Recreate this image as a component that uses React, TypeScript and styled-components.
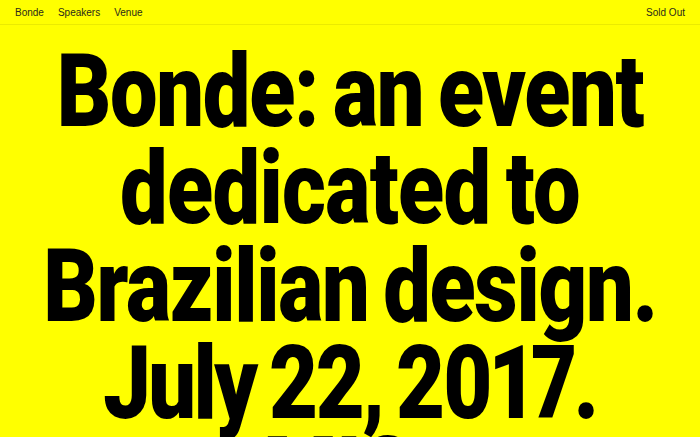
import React from "react";
import styled, { createGlobalStyle } from "styled-components";

const Global = createGlobalStyle`
  html, body {
    margin: 0;
    padding: 0;
    background: #ffff00;
  }
  body {
    font-family: "Liberation Sans", Arial, sans-serif;
    color: #111;
    overflow: hidden;
  }
`;

const Page = styled.div`
  background: #ffff00;
  height: 100vh;
  overflow: hidden;
`;

const Header = styled.header`
  display: flex;
  align-items: center;
  justify-content: space-between;
  height: 24px;
  padding: 0 15px;
  border-bottom: 1px solid rgba(0, 0, 0, 0.08);
`;

const Nav = styled.nav`
  display: flex;
  gap: 14px;
`;

const NavLink = styled.a`
  font-family: "Liberation Sans", Arial, sans-serif;
  font-size: 10px;
  color: #2a2a1a;
  text-decoration: none;
`;

const Headline = styled.h1`
  margin: 18px 0 0;
  display: flex;
  flex-direction: column;
  align-items: center;
  font-family: Roboto, "Liberation Sans", Arial, sans-serif;
  font-weight: 900;
  font-size: 102px;
  line-height: 97.3px;
  letter-spacing: -0.015em;
  word-spacing: -0.06em;
  font-variant-numeric: proportional-nums;
  color: #000;
  transform: scaleX(0.83);
  transform-origin: center top;
  white-space: nowrap;
`;

const Line = styled.span<{ $lift?: number; $tracking?: string }>`
  display: block;
  margin-top: ${(p) => (p.$lift ? -p.$lift : 0)}px;
  ${(p) => (p.$tracking ? `letter-spacing: ${p.$tracking};` : "")}
`;

export default function App() {
  return (
    <Page>
      <Global />
      <Header>
        <Nav>
          <NavLink href="#">Bonde</NavLink>
          <NavLink href="#">Speakers</NavLink>
          <NavLink href="#">Venue</NavLink>
        </Nav>
        <NavLink href="#">Sold Out</NavLink>
      </Header>
      <Headline>
        <Line>Bonde: an event</Line>
        <Line $tracking="-0.008em">dedicated to</Line>
        <Line>Brazilian design.</Line>
        <Line $tracking="-0.03em">July 22, 2017.</Line>
        <Line $lift={6}>MIS.</Line>
      </Headline>
    </Page>
  );
}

════════

**TASK TO CARRY OUT:**
Reproduce the material above in full and without alteration, but skip all pictures.

**RESPONSE FOR THIS EXERCISE:**
Recreate this image as a component that uses React, TypeScript and styled-components.
import React from "react";
import styled, { createGlobalStyle } from "styled-components";

const Global = createGlobalStyle`
  html, body {
    margin: 0;
    padding: 0;
    background: #ffff00;
  }
  body {
    font-family: "Liberation Sans", Arial, sans-serif;
    color: #111;
    overflow: hidden;
  }
`;

const Page = styled.div`
  background: #ffff00;
  height: 100vh;
  overflow: hidden;
`;

const Header = styled.header`
  display: flex;
  align-items: center;
  justify-content: space-between;
  height: 24px;
  padding: 0 15px;
  border-bottom: 1px solid rgba(0, 0, 0, 0.08);
`;

const Nav = styled.nav`
  display: flex;
  gap: 14px;
`;

const NavLink = styled.a`
  font-family: "Liberation Sans", Arial, sans-serif;
  font-size: 10px;
  color: #2a2a1a;
  text-decoration: none;
`;

const Headline = styled.h1`
  margin: 18px 0 0;
  display: flex;
  flex-direction: column;
  align-items: center;
  font-family: Roboto, "Liberation Sans", Arial, sans-serif;
  font-weight: 900;
  font-size: 102px;
  line-height: 97.3px;
  letter-spacing: -0.015em;
  word-spacing: -0.06em;
  font-variant-numeric: proportional-nums;
  color: #000;
  transform: scaleX(0.83);
  transform-origin: center top;
  white-space: nowrap;
`;

const Line = styled.span<{ $lift?: number; $tracking?: string }>`
  display: block;
  margin-top: ${(p) => (p.$lift ? -p.$lift : 0)}px;
  ${(p) => (p.$tracking ? `letter-spacing: ${p.$tracking};` : "")}
`;

export default function App() {
  return (
    <Page>
      <Global />
      <Header>
        <Nav>
          <NavLink href="#">Bonde</NavLink>
          <NavLink href="#">Speakers</NavLink>
          <NavLink href="#">Venue</NavLink>
        </Nav>
        <NavLink href="#">Sold Out</NavLink>
      </Header>
      <Headline>
        <Line>Bonde: an event</Line>
        <Line $tracking="-0.008em">dedicated to</Line>
        <Line>Brazilian design.</Line>
        <Line $tracking="-0.03em">July 22, 2017.</Line>
        <Line $lift={6}>MIS.</Line>
      </Headline>
    </Page>
  );
}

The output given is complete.